4.4. XXXXXX XXXXXX agrees that BIOSHAFT shall be entitled to injunctive and equitable relief for any violation of this paragraph of the agreement or any and all relief that a court of competent jurisdiction shall see fit to render for a violation of this paragraph, and XXXXXX XXXXXX agrees to pay all costs and expenses including reasonable attorneys' fees incurred by BIOSHAFT in enforcing this paragraph or any other parts of this Agreement as a result of XXXXXX XXXXXX'x violation of or default in performing this paragraph or any other part of this Agreement.
4.5. It is expressly agreed that the account receivables due on the date of any termination of this Agreement will be due and payable to BIOSHAFT fifteen (15) days from such date.
ARTICLE 5
TAXES:
The payments made by XXXXXX XXXXXX to BIOSHAFT resulting from this Agreement are exclusive of:
(a)
All national, state or municipal income tax, state or local excise, sales, use, luxury, turnover (value added), purchase or similar tax of any kind.
(b)
All governmental permit and license fees and all customs duties.
(c)
All withholding taxes.
XXXXXX XXXXXX agrees to pay and to indemnify and hold BIOSHAFT harmless from any tax or fee referred to above, as well as the collection thereof, including penalties and interest, which BIOSHAFT may incur in respect of this Agreement.
ARTICLE 6
RESPONSIBILITIES OF XXXXXX XXXXXX:
6.1. Prequalification. XXXXXX XXXXXX shall furnish all necessary Documentation reasonably required by BIOSHAFT and reasonably available to XXXXXX XXXXXX as to projects prospective sales under this Agreement including the all financials and banking.
6.2. Financing. XXXXXX XXXXXX shall provide all necessary funding of the operation and projects including the procurement of all the services and parts from BioShaft. Estimated committed budget for the year 2010 should be US $ 300,000 including Xxxxxx Xxxx basic salary of $ 10,000 /month plus his travel and living expenses.
6.3. Profit Sharing. VOTING AND PROFIT SHARING RIGHTS SHALL BE 50% FOR BIOSHAFT 50% FOR XXXXXX XXXXXX. BIOSHAFT SHALL ISSUE 100 K STOCK OPTIONS TO XXXXXX XXXXXX. Since we agreed that Persian Gulf region business development financing shall be covered by XXXXXX XXXXXX as part of Saudi Arabia operation, XXXXXX XXXXXX shall get 15% of the profits on any of the projects in the Persian Gulf region or 30% if it is involved in the financing of such projects.
6.4. Insurance. XXXXXX XXXXXX agrees to secure general liability insurance, including product liability insurance, with aggregate bodily injury and property damage limits of not less than the equivalent of one million U.S. dollars (U.S. $1,000,000). The XXXXXX XXXXXX shall cause its insurers to add the BIOSHAFT as an additional insured on the aforementioned policies.
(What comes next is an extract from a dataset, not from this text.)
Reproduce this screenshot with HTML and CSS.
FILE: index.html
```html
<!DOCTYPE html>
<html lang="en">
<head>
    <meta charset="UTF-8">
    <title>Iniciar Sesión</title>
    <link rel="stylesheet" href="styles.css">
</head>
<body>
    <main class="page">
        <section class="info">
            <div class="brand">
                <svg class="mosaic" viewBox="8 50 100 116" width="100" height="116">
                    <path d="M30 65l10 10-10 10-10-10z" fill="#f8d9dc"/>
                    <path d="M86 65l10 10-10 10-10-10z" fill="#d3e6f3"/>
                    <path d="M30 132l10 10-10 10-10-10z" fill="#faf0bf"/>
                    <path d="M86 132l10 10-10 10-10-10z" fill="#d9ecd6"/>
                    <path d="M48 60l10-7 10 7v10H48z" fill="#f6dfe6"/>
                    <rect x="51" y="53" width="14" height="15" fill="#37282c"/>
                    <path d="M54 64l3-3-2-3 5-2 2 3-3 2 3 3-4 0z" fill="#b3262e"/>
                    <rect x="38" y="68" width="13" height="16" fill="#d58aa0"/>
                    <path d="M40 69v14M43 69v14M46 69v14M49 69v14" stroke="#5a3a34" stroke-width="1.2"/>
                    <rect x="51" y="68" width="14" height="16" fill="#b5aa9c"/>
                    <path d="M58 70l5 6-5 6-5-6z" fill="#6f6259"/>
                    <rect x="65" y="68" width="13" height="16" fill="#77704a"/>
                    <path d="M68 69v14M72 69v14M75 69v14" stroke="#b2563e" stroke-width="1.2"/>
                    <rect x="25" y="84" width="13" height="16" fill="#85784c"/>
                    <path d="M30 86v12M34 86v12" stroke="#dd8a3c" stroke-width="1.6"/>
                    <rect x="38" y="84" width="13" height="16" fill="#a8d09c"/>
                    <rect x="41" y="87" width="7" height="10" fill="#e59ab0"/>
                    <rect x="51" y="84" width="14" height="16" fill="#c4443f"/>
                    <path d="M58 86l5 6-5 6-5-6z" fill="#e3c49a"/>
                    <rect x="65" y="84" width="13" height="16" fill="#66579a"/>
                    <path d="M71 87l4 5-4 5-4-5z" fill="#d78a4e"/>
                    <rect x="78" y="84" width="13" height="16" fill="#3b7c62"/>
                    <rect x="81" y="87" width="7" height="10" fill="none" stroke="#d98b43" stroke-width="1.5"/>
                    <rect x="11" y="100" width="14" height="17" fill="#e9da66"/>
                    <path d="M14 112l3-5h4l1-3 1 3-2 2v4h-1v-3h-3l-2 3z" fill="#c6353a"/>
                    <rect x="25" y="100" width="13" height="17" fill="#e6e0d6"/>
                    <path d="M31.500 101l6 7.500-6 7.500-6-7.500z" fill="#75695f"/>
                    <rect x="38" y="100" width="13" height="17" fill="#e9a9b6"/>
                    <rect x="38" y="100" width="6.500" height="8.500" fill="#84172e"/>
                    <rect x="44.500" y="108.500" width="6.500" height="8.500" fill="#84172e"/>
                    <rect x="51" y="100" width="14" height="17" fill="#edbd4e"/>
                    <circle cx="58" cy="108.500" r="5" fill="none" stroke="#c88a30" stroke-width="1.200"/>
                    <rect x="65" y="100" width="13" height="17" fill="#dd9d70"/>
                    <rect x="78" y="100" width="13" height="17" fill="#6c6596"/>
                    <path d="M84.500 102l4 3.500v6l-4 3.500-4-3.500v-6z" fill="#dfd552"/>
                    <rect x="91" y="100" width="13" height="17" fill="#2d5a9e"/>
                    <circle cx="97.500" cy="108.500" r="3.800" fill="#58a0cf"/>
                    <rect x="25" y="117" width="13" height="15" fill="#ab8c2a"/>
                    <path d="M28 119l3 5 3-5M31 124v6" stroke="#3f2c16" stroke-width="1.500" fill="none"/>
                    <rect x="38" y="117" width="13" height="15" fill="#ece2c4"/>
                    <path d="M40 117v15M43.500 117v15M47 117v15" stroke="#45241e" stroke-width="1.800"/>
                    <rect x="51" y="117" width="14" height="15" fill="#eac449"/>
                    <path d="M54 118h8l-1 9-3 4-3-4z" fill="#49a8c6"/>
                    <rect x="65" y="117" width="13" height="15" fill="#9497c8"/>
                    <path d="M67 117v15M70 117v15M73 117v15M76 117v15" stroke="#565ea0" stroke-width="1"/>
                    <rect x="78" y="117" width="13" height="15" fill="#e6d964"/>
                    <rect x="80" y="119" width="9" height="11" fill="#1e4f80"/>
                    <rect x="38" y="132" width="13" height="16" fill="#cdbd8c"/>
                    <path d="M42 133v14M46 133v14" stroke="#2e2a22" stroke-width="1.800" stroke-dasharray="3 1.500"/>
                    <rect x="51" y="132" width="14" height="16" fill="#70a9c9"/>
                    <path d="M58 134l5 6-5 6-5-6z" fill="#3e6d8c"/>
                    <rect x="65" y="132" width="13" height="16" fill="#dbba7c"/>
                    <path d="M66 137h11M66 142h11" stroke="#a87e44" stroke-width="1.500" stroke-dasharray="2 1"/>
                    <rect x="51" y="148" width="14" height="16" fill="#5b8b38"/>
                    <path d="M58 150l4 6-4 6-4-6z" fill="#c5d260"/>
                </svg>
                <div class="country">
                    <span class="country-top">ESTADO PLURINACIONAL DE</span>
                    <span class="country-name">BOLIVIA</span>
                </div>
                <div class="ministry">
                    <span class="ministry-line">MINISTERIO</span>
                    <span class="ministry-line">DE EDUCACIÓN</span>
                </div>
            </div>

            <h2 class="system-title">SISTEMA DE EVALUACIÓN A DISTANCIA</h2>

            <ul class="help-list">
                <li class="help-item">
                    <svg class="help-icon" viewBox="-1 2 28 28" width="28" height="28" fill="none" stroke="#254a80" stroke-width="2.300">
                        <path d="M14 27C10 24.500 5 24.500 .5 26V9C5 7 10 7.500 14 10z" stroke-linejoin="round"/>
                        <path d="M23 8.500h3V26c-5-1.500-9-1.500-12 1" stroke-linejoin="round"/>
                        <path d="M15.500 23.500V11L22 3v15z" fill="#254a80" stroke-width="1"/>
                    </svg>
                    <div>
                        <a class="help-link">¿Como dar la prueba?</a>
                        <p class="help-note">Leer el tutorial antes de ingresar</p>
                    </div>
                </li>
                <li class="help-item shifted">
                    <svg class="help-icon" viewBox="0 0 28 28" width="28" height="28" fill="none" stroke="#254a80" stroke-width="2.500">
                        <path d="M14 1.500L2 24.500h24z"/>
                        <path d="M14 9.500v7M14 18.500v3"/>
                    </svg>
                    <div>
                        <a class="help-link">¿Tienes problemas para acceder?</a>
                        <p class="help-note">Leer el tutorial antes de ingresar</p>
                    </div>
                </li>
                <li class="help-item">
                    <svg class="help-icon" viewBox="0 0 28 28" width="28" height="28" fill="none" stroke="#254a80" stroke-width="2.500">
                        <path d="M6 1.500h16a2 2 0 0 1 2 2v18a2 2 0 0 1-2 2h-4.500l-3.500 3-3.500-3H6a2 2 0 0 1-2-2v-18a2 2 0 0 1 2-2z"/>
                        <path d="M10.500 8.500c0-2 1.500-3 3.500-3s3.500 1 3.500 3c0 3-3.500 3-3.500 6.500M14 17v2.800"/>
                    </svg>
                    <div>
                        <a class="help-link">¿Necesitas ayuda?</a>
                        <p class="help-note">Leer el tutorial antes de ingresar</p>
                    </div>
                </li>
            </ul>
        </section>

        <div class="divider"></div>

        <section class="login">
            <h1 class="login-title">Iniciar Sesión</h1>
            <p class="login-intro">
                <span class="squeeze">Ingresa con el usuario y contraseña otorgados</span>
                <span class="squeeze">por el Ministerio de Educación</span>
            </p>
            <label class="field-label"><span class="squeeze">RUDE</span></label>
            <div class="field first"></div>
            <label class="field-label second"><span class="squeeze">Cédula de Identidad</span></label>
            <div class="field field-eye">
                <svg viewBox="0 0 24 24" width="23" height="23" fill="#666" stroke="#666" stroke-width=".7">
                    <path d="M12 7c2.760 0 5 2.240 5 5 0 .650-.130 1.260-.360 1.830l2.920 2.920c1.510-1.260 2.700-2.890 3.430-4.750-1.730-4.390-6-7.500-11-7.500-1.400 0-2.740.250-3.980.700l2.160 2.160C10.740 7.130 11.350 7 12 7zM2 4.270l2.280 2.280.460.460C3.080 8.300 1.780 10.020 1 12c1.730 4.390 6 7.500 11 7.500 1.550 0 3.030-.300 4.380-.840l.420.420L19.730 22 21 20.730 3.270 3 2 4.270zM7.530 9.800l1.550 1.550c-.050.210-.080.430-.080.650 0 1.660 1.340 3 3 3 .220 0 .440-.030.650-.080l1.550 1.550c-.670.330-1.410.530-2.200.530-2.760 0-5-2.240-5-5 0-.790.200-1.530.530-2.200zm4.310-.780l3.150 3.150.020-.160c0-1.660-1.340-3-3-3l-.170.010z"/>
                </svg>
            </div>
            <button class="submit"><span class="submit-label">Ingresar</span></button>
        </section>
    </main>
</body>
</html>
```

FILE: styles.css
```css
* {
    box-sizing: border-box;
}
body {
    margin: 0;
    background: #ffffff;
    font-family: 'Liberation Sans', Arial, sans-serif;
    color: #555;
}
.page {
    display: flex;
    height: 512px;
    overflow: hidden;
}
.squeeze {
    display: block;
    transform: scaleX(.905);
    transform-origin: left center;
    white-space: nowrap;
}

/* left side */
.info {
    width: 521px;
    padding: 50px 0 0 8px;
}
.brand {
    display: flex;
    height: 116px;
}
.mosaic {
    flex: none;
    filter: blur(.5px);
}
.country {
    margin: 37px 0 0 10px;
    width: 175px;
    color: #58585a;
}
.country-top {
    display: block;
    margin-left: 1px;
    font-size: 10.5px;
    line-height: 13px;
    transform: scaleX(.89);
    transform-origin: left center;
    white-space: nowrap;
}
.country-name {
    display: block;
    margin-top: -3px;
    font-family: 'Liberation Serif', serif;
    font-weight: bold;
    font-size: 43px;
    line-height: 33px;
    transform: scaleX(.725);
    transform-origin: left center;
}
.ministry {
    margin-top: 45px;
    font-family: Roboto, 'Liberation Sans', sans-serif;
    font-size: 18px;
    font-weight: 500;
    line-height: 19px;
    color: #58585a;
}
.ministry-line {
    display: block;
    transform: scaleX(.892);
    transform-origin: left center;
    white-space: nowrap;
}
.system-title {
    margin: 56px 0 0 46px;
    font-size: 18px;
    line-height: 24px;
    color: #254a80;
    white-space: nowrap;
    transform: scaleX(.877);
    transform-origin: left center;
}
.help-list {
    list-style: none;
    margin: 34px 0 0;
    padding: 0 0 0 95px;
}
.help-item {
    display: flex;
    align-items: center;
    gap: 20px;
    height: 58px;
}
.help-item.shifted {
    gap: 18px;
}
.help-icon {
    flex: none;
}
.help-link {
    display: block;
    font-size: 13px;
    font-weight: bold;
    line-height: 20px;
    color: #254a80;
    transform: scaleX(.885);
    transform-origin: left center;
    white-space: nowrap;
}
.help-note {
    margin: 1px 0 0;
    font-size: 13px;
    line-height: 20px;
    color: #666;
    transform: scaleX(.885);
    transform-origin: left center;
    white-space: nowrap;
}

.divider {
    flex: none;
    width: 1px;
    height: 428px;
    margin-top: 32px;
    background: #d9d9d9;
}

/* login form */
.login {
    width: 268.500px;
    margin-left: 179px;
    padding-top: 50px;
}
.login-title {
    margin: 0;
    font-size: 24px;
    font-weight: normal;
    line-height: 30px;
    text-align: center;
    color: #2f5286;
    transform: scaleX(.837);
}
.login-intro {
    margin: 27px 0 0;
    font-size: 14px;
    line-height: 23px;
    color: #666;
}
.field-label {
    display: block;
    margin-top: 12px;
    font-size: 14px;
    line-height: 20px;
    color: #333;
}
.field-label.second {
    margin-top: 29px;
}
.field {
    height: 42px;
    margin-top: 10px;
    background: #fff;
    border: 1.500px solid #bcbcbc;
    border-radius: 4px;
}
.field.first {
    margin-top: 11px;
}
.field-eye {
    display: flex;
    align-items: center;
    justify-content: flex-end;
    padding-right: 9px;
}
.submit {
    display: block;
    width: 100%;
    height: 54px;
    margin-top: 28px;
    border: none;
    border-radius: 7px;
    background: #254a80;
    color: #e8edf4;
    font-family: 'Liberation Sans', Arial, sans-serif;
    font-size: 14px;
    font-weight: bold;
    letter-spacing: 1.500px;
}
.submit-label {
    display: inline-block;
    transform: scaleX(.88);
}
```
The XXXXXX XXXXXX shall furnish to BIOSHAFT evidence of such insurance coverage in the form of a certificate of insurance stipulating that the BIOSHAFT will be given ten (10) day written notice prior to any material change, substitution, or cancellation of the insurance during the term of this Agreement. XXXXXX XXXXXX shall bear the cost of acquiring and maintaining the aforementioned insurance during the term of this Agreement. The limitations as to form or amounts of insurance stipulated herein represent the minimum requirements for the Agreement and are not intended to limit the legal liabilities of the XXXXXX XXXXXX.
6.5. Intellectual Property, Inventions and Improvements. BIOSHAFT is the sole owner of all Intellectual Property related to the PRODUCTS. The term “Intellectual Property” shall mean all intangible property rights owned by BIOSHAFT relating in any way to the PRODUCTS, including without limitation all patents, patent applications, trademarks, trademark applications, trade names, service marks, service xxxx applications, copyrights, copyright applications, trade secrets, know-how, mask works, certifications, invention disclosures, concepts, or ideas.
XXXXXX XXXXXX shall execute and provide such documents and perform such acts as may be reasonably necessary for BIOSHAFT to obtain and maintain such patent, trademarks, trade secret and other intellectual property rights protection related to the PRODUCTS.
6.6. Quality Control. All Products manufactured and sold under this AGREEMENT by XXXXXX XXXXXX or by a sub XXXXXX XXXXXX of XXXXXX XXXXXX will be manufactured and will perform in accordance with standards established by BIOSHAFT. Prior to the first sale of each particular kind of product manufactured under this AGREEMENT, BIOSHAFT will be provided with a sufficient amount of information to allow it to reasonably determine the quality of the manufacture and performance of that product. If it so desires, BIOSHAFT will be given a reasonable opportunity to inspect and test the product.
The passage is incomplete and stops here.